Natural da etnia Guarani Nhandeva, da aldeia Porto Lindo no Mato Grosso do Sul, Sandra Benites é antropóloga, arte-educadora e artesã, além de doutoranda em antropologia social pela Universidade Federal do Rio de Janeiro, onde pesquisa como os guaranis enxergam o corpo feminino. Agora, também integra a equipe de curadores de arte brasileira do MASP – Museu de Arte de São Paulo Assis Chateaubriand, um dos mais importantes museus de arte do Brasil.

Neste momento de tanta violência e pressão contra os povos indigenas e suas terras, essa contratação significa um marco. Como curadora adjunta, ela será a principal responsável pelo programa Histórias Indígenas, que faz parte de um projeto curatorial extenso do museu, lançado em 2016 e que, em 2021, apresentará exposições individuais e coletivas, publicações, oficinas, cursos e palestras dedicado à arte e à voz indígenas. Falo mais detalhadamente sobre o programa, mais à frente.

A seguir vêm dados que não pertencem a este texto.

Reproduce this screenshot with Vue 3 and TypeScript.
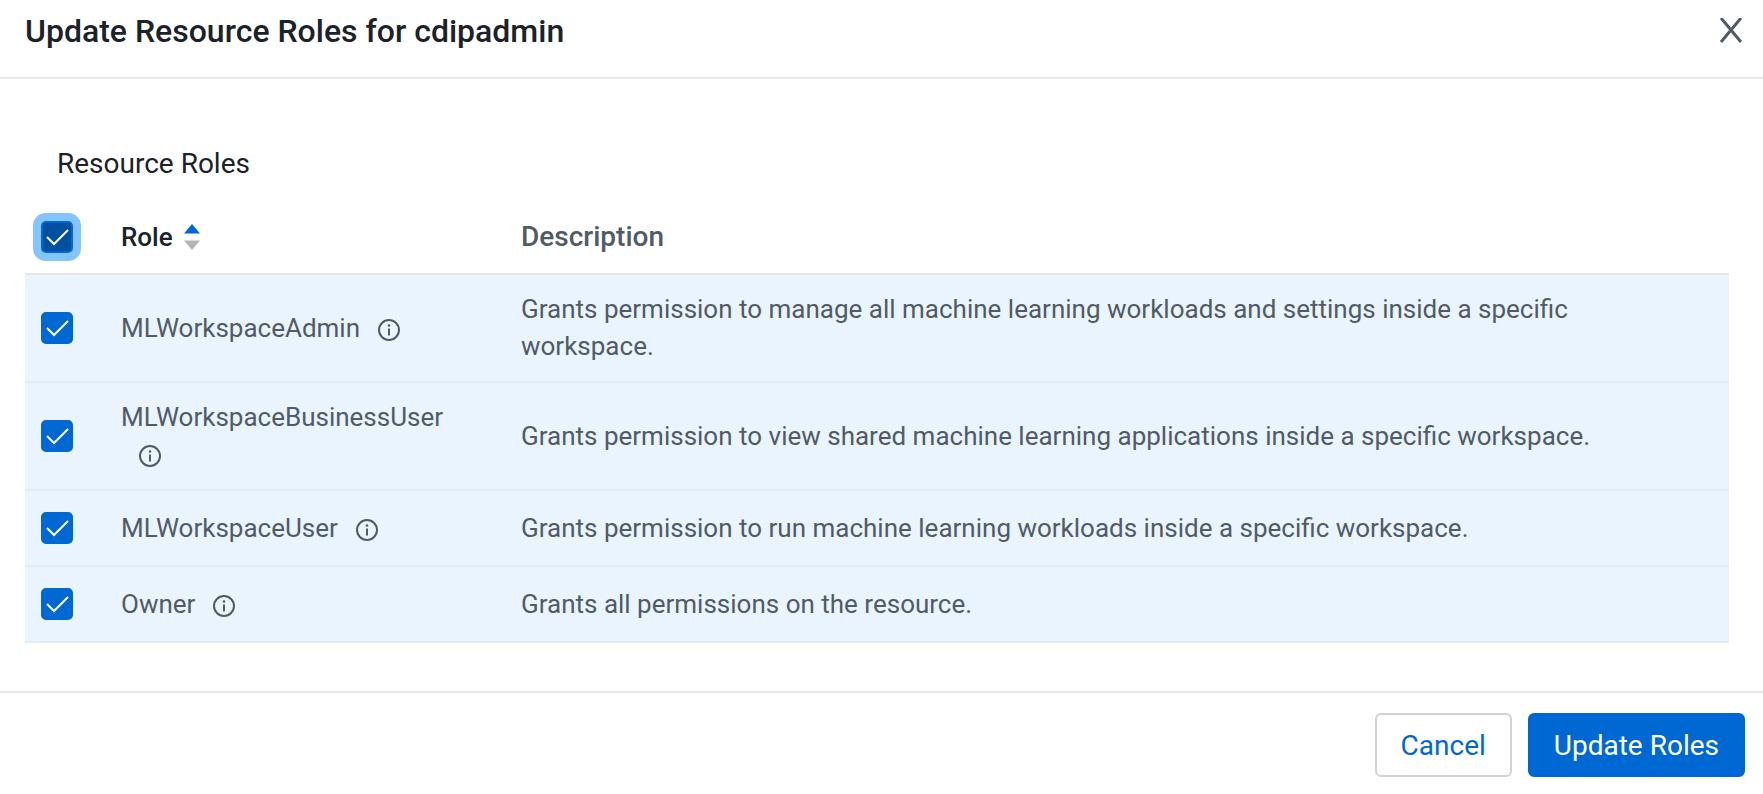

A iniciativa – que começou a ser debatida em dois seminários, este ano – foi reconhecida pelo Prêmio Sotheby’s, que chancela trabalhos com excelência curatorial e financia instituições que desenvolvem exposições sobre áreas preteridas da história da arte. O prêmio é de US$ 250 mil e será dividido com uma exposição de arte indígena que está sendo organizada pela Pinacoteca de São Paulo, em parceria com a Casa do Povo e a casa de oração indígena Kalipety. Que bom que a cultura indígena está pulsando nesta cidade grande!

Para o jornal O Globo, ela disse que “será um grande desafio pois há, atualmente, 305 povos indígenas e 274 línguas no Brasil, números que já foram muito maiores, mas foram historicamente apagados. Por isso é importante ocupar esses espaços como o MASP para tratar dessas questões e resgatar essas histórias”.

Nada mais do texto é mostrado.